Looking ahead, it’s unclear how many of the estimated 4 to 5 million illegal immigrants who might be eligible for relief under the guidelines spelled out by Obama will actually apply for the dispensation. Another unknown is how many from that pool will eventually qualify. In the case of the Deferred Action for Childhood Arrivals program that served as a model for what the president intends to do with, for instance, the undocumented parents of U.S.-born children, only about a third of those who were eligible were willing to risk going through the process to be awarded deferred action. This includes walking into a Immigration and Customs Enforcement office, turning yourself in, getting fingerprinted, handling over your home address and all your personal information, all in return for the promise not to deport you—at least for now. Expect many of those who are eligible for relief under the new program to say, “Thanks but no thanks” and go on their way.
Meanwhile, the Obama deportation machine will continue to run 24/7 and enforcement might be even more aggressive than it has been up to now in order to overcompensate for what many Americans perceive as a giveaway for illegal immigrants.
Finally, there’s the GOP, which remains—as a result of Obama’s maneuver—divided and unsure of its next move. Some are hollering for impeachment, or a government shutdown, or a bill to deny the administration the funding to carry out the new program. Those are all bad ideas. The Republicans only have one real move that could help them out of this fix. They need to pass their own version of immigration reform with provisions that members of their caucuses can live with—such as improved border security, a modern guest worker-program to help alleviate labor shortages in industries such as agriculture, and work permits for the undocumented that bring people into the economy but don’t put these individuals on the path to citizenship.

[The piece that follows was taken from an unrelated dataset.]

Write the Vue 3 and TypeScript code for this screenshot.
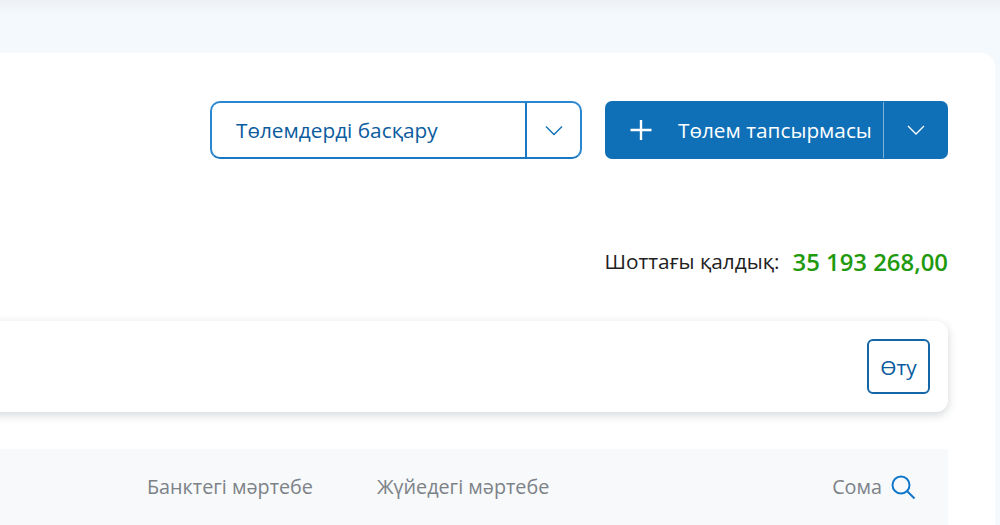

Many Republicans consider that a deal breaker because citizenship leads to voting, and they have no confidence that these newly minted U.S. citizens would vote for the GOP. And given how they behave at moments like this, you can see why that is.
With his broken promises, stall tactics, political games, and record number of deportations, Obama has not been particularly good on immigration. But the president deserves credit for this speech, and for the bold plan he has laid out to help millions of people come out in the open—if only temporarily.
In theory, it sounds good. Now let’s how it works in the real world.